• **Objective**
Write out the opening lines of the data word for word, up to and including the line with "import React from", and leave every picture and every later line out.

• **Information shown**
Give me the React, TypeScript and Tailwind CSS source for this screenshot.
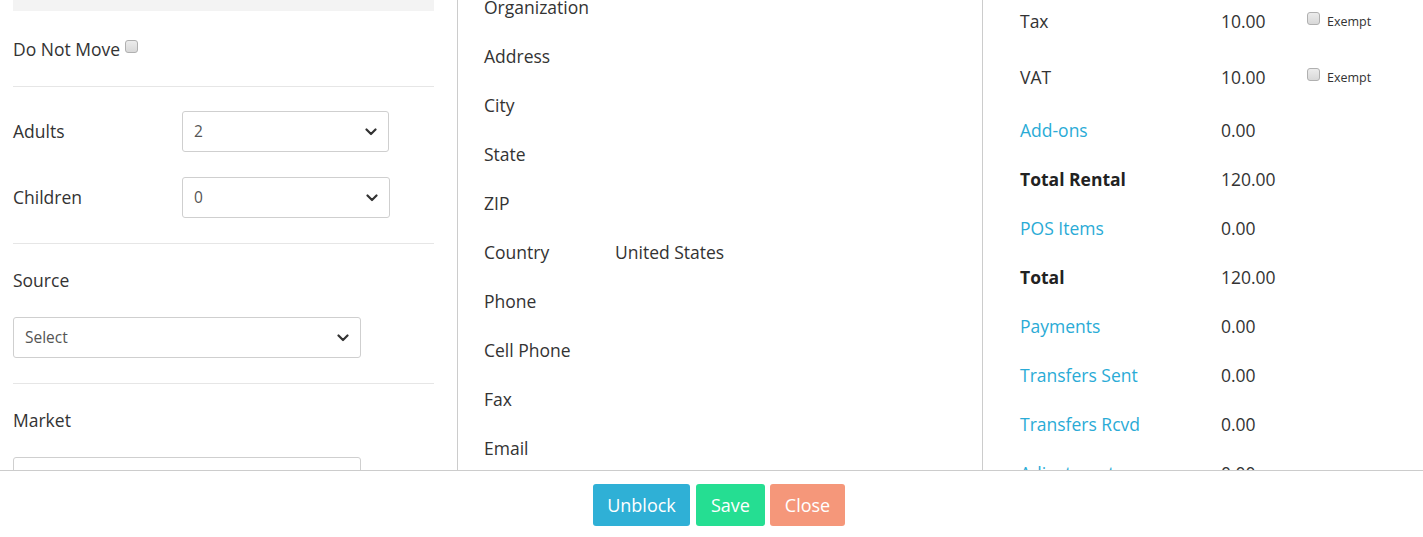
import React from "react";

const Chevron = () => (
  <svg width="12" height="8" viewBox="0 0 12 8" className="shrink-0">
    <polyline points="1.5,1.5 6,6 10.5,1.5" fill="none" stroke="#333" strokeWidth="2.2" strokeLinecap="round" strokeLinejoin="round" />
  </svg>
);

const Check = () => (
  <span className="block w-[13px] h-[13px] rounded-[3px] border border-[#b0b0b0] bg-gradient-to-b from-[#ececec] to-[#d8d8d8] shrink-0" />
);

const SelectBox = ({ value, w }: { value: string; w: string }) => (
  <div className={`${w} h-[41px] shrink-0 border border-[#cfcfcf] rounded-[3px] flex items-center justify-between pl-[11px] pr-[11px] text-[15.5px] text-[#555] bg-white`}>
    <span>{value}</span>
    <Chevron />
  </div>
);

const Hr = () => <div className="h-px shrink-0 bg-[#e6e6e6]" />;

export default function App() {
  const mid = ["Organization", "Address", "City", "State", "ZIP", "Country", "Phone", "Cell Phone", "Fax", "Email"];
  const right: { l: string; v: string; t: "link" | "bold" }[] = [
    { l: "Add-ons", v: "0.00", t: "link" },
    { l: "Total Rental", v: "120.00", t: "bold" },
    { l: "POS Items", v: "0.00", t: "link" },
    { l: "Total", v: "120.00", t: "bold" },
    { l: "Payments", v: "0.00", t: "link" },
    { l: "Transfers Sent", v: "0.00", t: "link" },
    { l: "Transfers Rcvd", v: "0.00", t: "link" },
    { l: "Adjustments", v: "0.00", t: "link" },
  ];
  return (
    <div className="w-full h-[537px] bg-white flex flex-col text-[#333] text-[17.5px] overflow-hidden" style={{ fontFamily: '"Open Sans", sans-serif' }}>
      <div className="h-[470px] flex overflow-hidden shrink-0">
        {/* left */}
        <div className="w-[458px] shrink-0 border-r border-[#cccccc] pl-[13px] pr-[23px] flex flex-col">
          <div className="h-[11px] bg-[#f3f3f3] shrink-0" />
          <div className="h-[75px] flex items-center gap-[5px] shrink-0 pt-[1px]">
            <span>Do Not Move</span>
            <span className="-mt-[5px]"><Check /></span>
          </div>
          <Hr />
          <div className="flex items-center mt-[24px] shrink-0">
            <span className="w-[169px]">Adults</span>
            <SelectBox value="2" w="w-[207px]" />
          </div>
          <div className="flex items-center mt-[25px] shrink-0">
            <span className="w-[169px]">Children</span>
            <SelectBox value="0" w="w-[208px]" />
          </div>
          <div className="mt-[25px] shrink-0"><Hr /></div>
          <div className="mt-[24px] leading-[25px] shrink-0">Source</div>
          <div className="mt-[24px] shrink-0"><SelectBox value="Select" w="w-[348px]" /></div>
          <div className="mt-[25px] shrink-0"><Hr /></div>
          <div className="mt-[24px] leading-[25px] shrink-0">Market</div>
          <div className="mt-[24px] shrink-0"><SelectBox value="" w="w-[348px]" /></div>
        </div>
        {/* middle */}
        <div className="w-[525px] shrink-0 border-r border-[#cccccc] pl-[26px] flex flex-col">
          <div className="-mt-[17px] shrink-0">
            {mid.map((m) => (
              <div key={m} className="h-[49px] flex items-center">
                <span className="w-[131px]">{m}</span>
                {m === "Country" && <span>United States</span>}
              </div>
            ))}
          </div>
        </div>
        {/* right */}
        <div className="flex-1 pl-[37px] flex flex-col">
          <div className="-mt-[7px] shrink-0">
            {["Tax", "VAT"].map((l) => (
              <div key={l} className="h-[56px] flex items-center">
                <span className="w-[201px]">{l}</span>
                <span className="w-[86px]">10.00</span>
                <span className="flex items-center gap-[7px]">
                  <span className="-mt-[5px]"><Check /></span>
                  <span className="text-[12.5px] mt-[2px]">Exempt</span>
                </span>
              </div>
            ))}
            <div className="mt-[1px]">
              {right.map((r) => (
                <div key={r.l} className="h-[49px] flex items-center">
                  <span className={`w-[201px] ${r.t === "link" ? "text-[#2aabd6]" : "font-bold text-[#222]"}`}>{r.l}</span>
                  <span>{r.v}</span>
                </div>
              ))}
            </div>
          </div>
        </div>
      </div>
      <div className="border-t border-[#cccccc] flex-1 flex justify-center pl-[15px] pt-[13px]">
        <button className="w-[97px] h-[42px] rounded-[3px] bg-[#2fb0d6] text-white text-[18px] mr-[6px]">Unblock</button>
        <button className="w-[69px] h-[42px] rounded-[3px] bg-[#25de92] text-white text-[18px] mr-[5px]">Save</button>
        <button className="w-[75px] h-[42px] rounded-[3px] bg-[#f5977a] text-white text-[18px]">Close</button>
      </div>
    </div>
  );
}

• **Written reply**
Give me the React, TypeScript and Tailwind CSS source for this screenshot.
import React from "react";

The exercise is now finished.